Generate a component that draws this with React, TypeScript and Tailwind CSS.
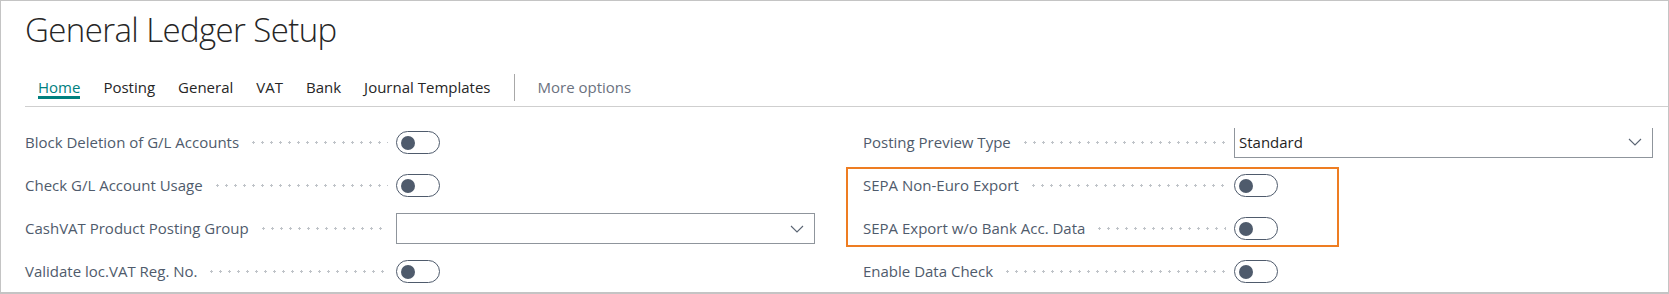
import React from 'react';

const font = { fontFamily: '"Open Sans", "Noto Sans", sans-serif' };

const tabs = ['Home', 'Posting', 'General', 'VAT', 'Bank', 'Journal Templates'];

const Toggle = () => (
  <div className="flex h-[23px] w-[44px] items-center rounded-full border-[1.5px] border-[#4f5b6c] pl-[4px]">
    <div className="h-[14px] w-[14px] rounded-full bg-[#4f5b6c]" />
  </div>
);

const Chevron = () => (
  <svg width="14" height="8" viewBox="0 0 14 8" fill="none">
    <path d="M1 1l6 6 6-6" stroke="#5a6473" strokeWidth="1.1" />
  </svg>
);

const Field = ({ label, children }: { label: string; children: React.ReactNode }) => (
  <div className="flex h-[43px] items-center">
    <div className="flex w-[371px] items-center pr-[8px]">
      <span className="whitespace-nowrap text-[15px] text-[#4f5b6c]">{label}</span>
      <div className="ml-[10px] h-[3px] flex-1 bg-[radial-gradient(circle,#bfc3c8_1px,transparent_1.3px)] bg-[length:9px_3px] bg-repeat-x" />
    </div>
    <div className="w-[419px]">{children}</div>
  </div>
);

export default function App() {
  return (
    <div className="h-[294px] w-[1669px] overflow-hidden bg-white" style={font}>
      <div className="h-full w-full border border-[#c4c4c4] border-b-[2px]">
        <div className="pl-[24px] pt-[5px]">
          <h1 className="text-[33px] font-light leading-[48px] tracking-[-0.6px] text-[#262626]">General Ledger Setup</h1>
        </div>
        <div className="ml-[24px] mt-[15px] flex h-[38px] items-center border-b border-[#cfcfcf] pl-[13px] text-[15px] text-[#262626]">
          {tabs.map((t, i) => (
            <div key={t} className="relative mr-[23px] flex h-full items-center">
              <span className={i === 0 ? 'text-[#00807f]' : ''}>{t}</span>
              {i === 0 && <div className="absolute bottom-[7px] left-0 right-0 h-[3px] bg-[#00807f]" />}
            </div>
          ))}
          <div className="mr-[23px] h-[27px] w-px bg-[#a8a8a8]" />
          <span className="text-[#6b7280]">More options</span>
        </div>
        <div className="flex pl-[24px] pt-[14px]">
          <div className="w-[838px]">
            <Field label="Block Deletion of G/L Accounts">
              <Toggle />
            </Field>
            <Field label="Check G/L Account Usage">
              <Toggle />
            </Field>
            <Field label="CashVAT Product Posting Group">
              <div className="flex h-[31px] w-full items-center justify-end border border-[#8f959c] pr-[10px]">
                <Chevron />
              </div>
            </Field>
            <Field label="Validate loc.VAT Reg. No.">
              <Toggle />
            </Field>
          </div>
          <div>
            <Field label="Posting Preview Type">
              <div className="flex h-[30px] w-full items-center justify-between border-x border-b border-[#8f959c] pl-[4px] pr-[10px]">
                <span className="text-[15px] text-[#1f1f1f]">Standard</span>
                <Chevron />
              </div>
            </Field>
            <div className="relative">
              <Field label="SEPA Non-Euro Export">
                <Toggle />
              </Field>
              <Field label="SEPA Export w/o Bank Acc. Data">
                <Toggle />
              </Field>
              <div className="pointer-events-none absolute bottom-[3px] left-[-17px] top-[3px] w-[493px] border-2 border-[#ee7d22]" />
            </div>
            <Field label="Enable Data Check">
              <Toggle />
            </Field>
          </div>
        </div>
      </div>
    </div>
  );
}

> **WRITTEN PROBLEM**: Identify the lines that hold the word "React". Copy every one of them.

> **FINAL RESULT**:
Generate a component that draws this with React, TypeScript and Tailwind CSS.
import React from 'react';
const Field = ({ label, children }: { label: string; children: React.ReactNode }) => (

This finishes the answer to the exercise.